-------- INPUT ROWS --------
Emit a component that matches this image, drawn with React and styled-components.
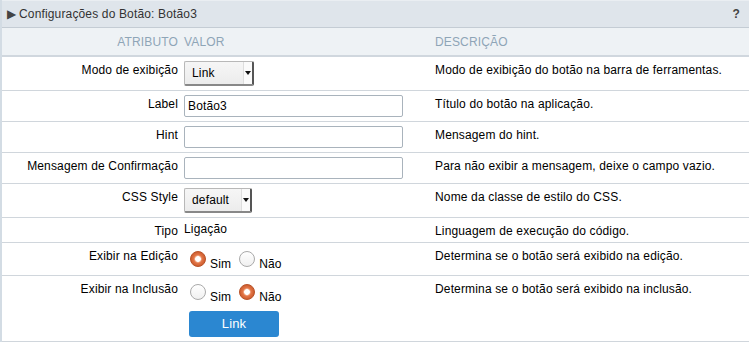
import React from "react";
import styled, { createGlobalStyle } from "styled-components";

const GlobalStyle = createGlobalStyle`
  body {
    margin: 0;
    background: #fff;
    font-family: "Liberation Sans", Arial, sans-serif;
    font-size: 12px;
    letter-spacing: 0.15px;
    color: #000;
  }
`;

const ROWS = [
  { label: "Modo de exibição", kind: "select", value: "Link", width: 70, desc: "Modo de exibição do botão na barra de ferramentas." },
  { label: "Label", kind: "input", value: "Botão3", desc: "Título do botão na aplicação." },
  { label: "Hint", kind: "input", value: "", desc: "Mensagem do hint." },
  { label: "Mensagem de Confirmação", kind: "input", value: "", desc: "Para não exibir a mensagem, deixe o campo vazio." },
  { label: "CSS Style", kind: "select", value: "default", width: 68, desc: "Nome da classe de estilo do CSS." },
  { label: "Tipo", kind: "text", value: "Ligação", desc: "Linguagem de execução do código." },
  { label: "Exibir na Edição", kind: "radio", value: "Sim", desc: "Determina se o botão será exibido na edição." },
  { label: "Exibir na Inclusão", kind: "radio", value: "Não", button: "Link", desc: "Determina se o botão será exibido na inclusão." },
];

const Radio = ({ checked, label }) => (
  <RadioItem>
    <RadioDot checked={checked} />
    <span>{label}</span>
  </RadioItem>
);

const Value = ({ row }) => {
  if (row.kind === "select")
    return (
      <Select style={{ width: row.width }}>
        <span>{row.value}</span>
        <Arrow />
      </Select>
    );
  if (row.kind === "input") return <Input>{row.value}</Input>;
  if (row.kind === "text") return <Plain>{row.value}</Plain>;
  return (
    <>
      <RadioGroup>
        <Radio checked={row.value === "Sim"} label="Sim" />
        <Radio checked={row.value === "Não"} label="Não" />
      </RadioGroup>
      {row.button && <LinkButton>{row.button}</LinkButton>}
    </>
  );
};

export default () => (
  <>
    <GlobalStyle />
    <Panel>
      <TitleBar>
        <Title>
          <Caret>▶</Caret>
          Configurações do Botão: Botão3
        </Title>
        <Help>?</Help>
      </TitleBar>
      <Table>
        <colgroup>
          <col style={{ width: 179 }} />
          <col style={{ width: 251 }} />
          <col />
        </colgroup>
        <thead>
          <tr>
            <HeadCell align="right">ATRIBUTO</HeadCell>
            <HeadCell>VALOR</HeadCell>
            <HeadCell>DESCRIÇÃO</HeadCell>
          </tr>
        </thead>
        <tbody>
          {ROWS.map((row) => (
            <Row key={row.label}>
              <LabelCell>{row.label}</LabelCell>
              <ValueCell>
                <Value row={row} />
              </ValueCell>
              <DescCell>{row.desc}</DescCell>
            </Row>
          ))}
        </tbody>
      </Table>
    </Panel>
  </>
);

const Panel = styled.div`
  border-left: 2px solid #d3dce4;
  width: 747px;
`;
const TitleBar = styled.div`
  display: flex;
  align-items: center;
  justify-content: space-between;
  height: 26px;
  padding: 0 9px 0 5px;
  background: #dfe5eb;
  border-top: 1px solid #eaeef2;
  border-bottom: 1px solid #c4ccd4;
  color: #333;
`;
const Title = styled.div`
  display: flex;
  align-items: center;
`;
const Caret = styled.span`
  font-size: 12px;
  color: #444;
  width: 12px;
`;
const Help = styled.span`
  font-weight: bold;
  color: #444;
`;
const Table = styled.table`
  width: 100%;
  border-collapse: collapse;
  table-layout: fixed;
`;
const HeadCell = styled.th`
  height: 27px;
  padding: 0 3px;
  text-align: ${(p) => p.align || "left"};
  font-weight: normal;
  color: #8ea5b7;
  background: #eef2f5;
  border-bottom: 2px solid #d0d7de;
  line-height: 14px;
`;
const Row = styled.tr`
  border-bottom: 1px solid #d0d6dc;
`;
const Cell = styled.td`
  vertical-align: top;
  line-height: 14px;
  padding: 4px 3px;
`;
const LabelCell = styled(Cell)`
  text-align: right;
  padding-top: 6px;
`;
const ValueCell = styled(Cell)``;
const DescCell = styled(Cell)`
  padding-top: 6px;
`;
const Plain = styled.div``;
const Select = styled.div`
  display: flex;
  align-items: center;
  justify-content: space-between;
  box-sizing: border-box;
  height: 25px;
  padding-left: 7px;
  background: linear-gradient(#f6f6f6, #ececec);
  border: 1px solid #b8b8b8;
  border-right: 2px solid #555;
  border-bottom: 2px solid #888;
  border-radius: 2px;
  font-size: 12px;
`;
const Arrow = styled.span`
  display: flex;
  align-items: center;
  justify-content: center;
  width: 8px;
  height: 100%;
  background: #fafafa;
  border-left: 1px solid #ddd;
  &::after {
    content: "";
    border-left: 3px solid transparent;
    border-right: 3px solid transparent;
    border-top: 4px solid #111;
  }
`;
const Input = styled.div`
  box-sizing: border-box;
  width: 219px;
  height: 22px;
  padding: 4px 3px;
  border: 1px solid #a9b3bc;
  border-radius: 2px;
  line-height: 13px;
  background: #fff;
`;
const RadioGroup = styled.div`
  display: flex;
  align-items: flex-end;
  height: 24px;
  padding-left: 6px;
  gap: 8px;
`;
const RadioItem = styled.label`
  display: flex;
  align-items: flex-end;
  gap: 4px;
`;
const RadioDot = styled.span`
  box-sizing: border-box;
  width: 16px;
  height: 16px;
  margin-bottom: 4px;
  border-radius: 50%;
  border: 1px solid ${(p) => (p.checked ? "#b9542a" : "#aaa")};
  background: ${(p) =>
    p.checked
      ? "radial-gradient(circle, #fff 0 2.5px, #f6c6ac 3px, #e4784a 4px, #cf5e2f 7px)"
      : "linear-gradient(#fff, #f0f0f0)"};
`;
const LinkButton = styled.div`
  display: flex;
  align-items: center;
  justify-content: center;
  width: 90px;
  height: 26px;
  margin: 7px 0 0 5px;
  border-radius: 3px;
  background: #2b87d1;
  color: #fff;
  font-size: 13px;
`;
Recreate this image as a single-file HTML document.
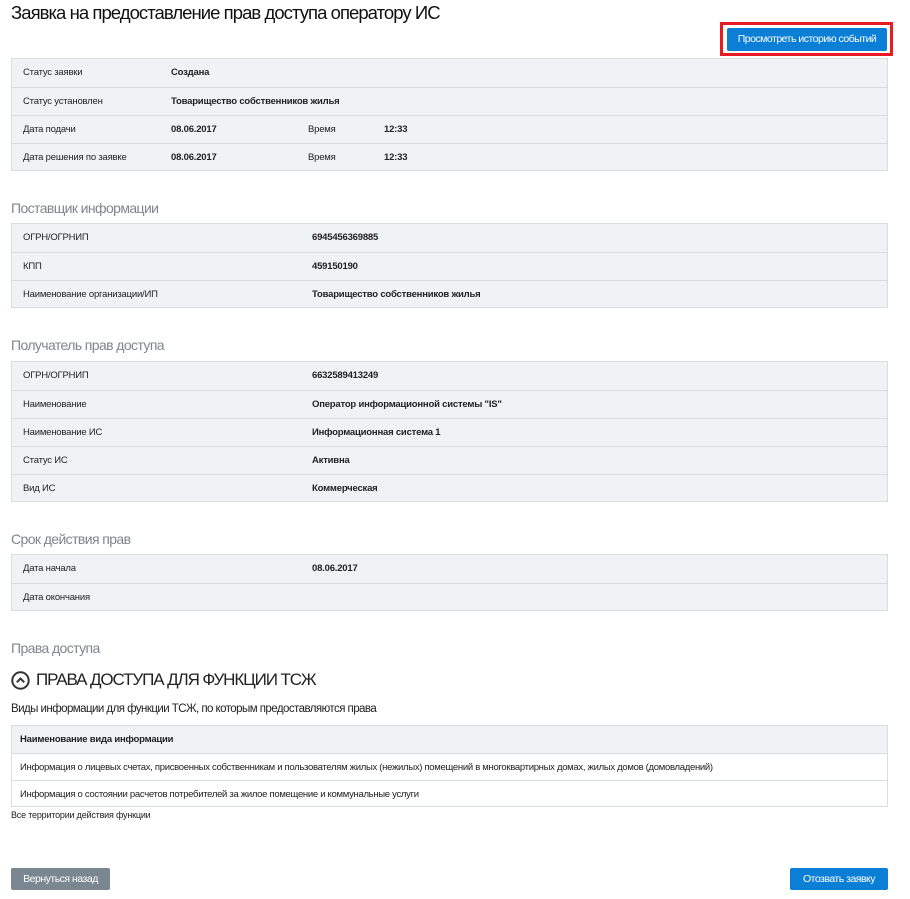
--------
→ EXERCISE AIM
Copy each line in full and exactly, omitting any picture.

→ TASK OUTPUT
Emit a component that matches this image, drawn with React and styled-components.
import React from "react";
import styled, { createGlobalStyle } from "styled-components";

const GlobalStyle = createGlobalStyle`
  body {
    margin: 0;
    background: #fff;
    font-family: "Liberation Sans", Arial, sans-serif;
    font-size: 12px;
    letter-spacing: 0.15px;
    color: #000;
  }
`;

const ROWS = [
  { label: "Modo de exibição", kind: "select", value: "Link", width: 70, desc: "Modo de exibição do botão na barra de ferramentas." },
  { label: "Label", kind: "input", value: "Botão3", desc: "Título do botão na aplicação." },
  { label: "Hint", kind: "input", value: "", desc: "Mensagem do hint." },
  { label: "Mensagem de Confirmação", kind: "input", value: "", desc: "Para não exibir a mensagem, deixe o campo vazio." },
  { label: "CSS Style", kind: "select", value: "default", width: 68, desc: "Nome da classe de estilo do CSS." },
  { label: "Tipo", kind: "text", value: "Ligação", desc: "Linguagem de execução do código." },
  { label: "Exibir na Edição", kind: "radio", value: "Sim", desc: "Determina se o botão será exibido na edição." },
  { label: "Exibir na Inclusão", kind: "radio", value: "Não", button: "Link", desc: "Determina se o botão será exibido na inclusão." },
];

const Radio = ({ checked, label }) => (
  <RadioItem>
    <RadioDot checked={checked} />
    <span>{label}</span>
  </RadioItem>
);

const Value = ({ row }) => {
  if (row.kind === "select")
    return (
      <Select style={{ width: row.width }}>
        <span>{row.value}</span>
        <Arrow />
      </Select>
    );
  if (row.kind === "input") return <Input>{row.value}</Input>;
  if (row.kind === "text") return <Plain>{row.value}</Plain>;
  return (
    <>
      <RadioGroup>
        <Radio checked={row.value === "Sim"} label="Sim" />
        <Radio checked={row.value === "Não"} label="Não" />
      </RadioGroup>
      {row.button && <LinkButton>{row.button}</LinkButton>}
    </>
  );
};

export default () => (
  <>
    <GlobalStyle />
    <Panel>
      <TitleBar>
        <Title>
          <Caret>▶</Caret>
          Configurações do Botão: Botão3
        </Title>
        <Help>?</Help>
      </TitleBar>
      <Table>
        <colgroup>
          <col style={{ width: 179 }} />
          <col style={{ width: 251 }} />
          <col />
        </colgroup>
        <thead>
          <tr>
            <HeadCell align="right">ATRIBUTO</HeadCell>
            <HeadCell>VALOR</HeadCell>
            <HeadCell>DESCRIÇÃO</HeadCell>
          </tr>
        </thead>
        <tbody>
          {ROWS.map((row) => (
            <Row key={row.label}>
              <LabelCell>{row.label}</LabelCell>
              <ValueCell>
                <Value row={row} />
              </ValueCell>
              <DescCell>{row.desc}</DescCell>
            </Row>
          ))}
        </tbody>
      </Table>
    </Panel>
  </>
);

const Panel = styled.div`
  border-left: 2px solid #d3dce4;
  width: 747px;
`;
const TitleBar = styled.div`
  display: flex;
  align-items: center;
  justify-content: space-between;
  height: 26px;
  padding: 0 9px 0 5px;
  background: #dfe5eb;
  border-top: 1px solid #eaeef2;
  border-bottom: 1px solid #c4ccd4;
  color: #333;
`;
const Title = styled.div`
  display: flex;
  align-items: center;
`;
const Caret = styled.span`
  font-size: 12px;
  color: #444;
  width: 12px;
`;
const Help = styled.span`
  font-weight: bold;
  color: #444;
`;
const Table = styled.table`
  width: 100%;
  border-collapse: collapse;
  table-layout: fixed;
`;
const HeadCell = styled.th`
  height: 27px;
  padding: 0 3px;
  text-align: ${(p) => p.align || "left"};
  font-weight: normal;
  color: #8ea5b7;
  background: #eef2f5;
  border-bottom: 2px solid #d0d7de;
  line-height: 14px;
`;
const Row = styled.tr`
  border-bottom: 1px solid #d0d6dc;
`;
const Cell = styled.td`
  vertical-align: top;
  line-height: 14px;
  padding: 4px 3px;
`;
const LabelCell = styled(Cell)`
  text-align: right;
  padding-top: 6px;
`;
const ValueCell = styled(Cell)``;
const DescCell = styled(Cell)`
  padding-top: 6px;
`;
const Plain = styled.div``;
const Select = styled.div`
  display: flex;
  align-items: center;
  justify-content: space-between;
  box-sizing: border-box;
  height: 25px;
  padding-left: 7px;
  background: linear-gradient(#f6f6f6, #ececec);
  border: 1px solid #b8b8b8;
  border-right: 2px solid #555;
  border-bottom: 2px solid #888;
  border-radius: 2px;
  font-size: 12px;
`;
const Arrow = styled.span`
  display: flex;
  align-items: center;
  justify-content: center;
  width: 8px;
  height: 100%;
  background: #fafafa;
  border-left: 1px solid #ddd;
  &::after {
    content: "";
    border-left: 3px solid transparent;
    border-right: 3px solid transparent;
    border-top: 4px solid #111;
  }
`;
const Input = styled.div`
  box-sizing: border-box;
  width: 219px;
  height: 22px;
  padding: 4px 3px;
  border: 1px solid #a9b3bc;
  border-radius: 2px;
  line-height: 13px;
  background: #fff;
`;
const RadioGroup = styled.div`
  display: flex;
  align-items: flex-end;
  height: 24px;
  padding-left: 6px;
  gap: 8px;
`;
const RadioItem = styled.label`
  display: flex;
  align-items: flex-end;
  gap: 4px;
`;
const RadioDot = styled.span`
  box-sizing: border-box;
  width: 16px;
  height: 16px;
  margin-bottom: 4px;
  border-radius: 50%;
  border: 1px solid ${(p) => (p.checked ? "#b9542a" : "#aaa")};
  background: ${(p) =>
    p.checked
      ? "radial-gradient(circle, #fff 0 2.5px, #f6c6ac 3px, #e4784a 4px, #cf5e2f 7px)"
      : "linear-gradient(#fff, #f0f0f0)"};
`;
const LinkButton = styled.div`
  display: flex;
  align-items: center;
  justify-content: center;
  width: 90px;
  height: 26px;
  margin: 7px 0 0 5px;
  border-radius: 3px;
  background: #2b87d1;
  color: #fff;
  font-size: 13px;
`;
Recreate this image as a single-file HTML document.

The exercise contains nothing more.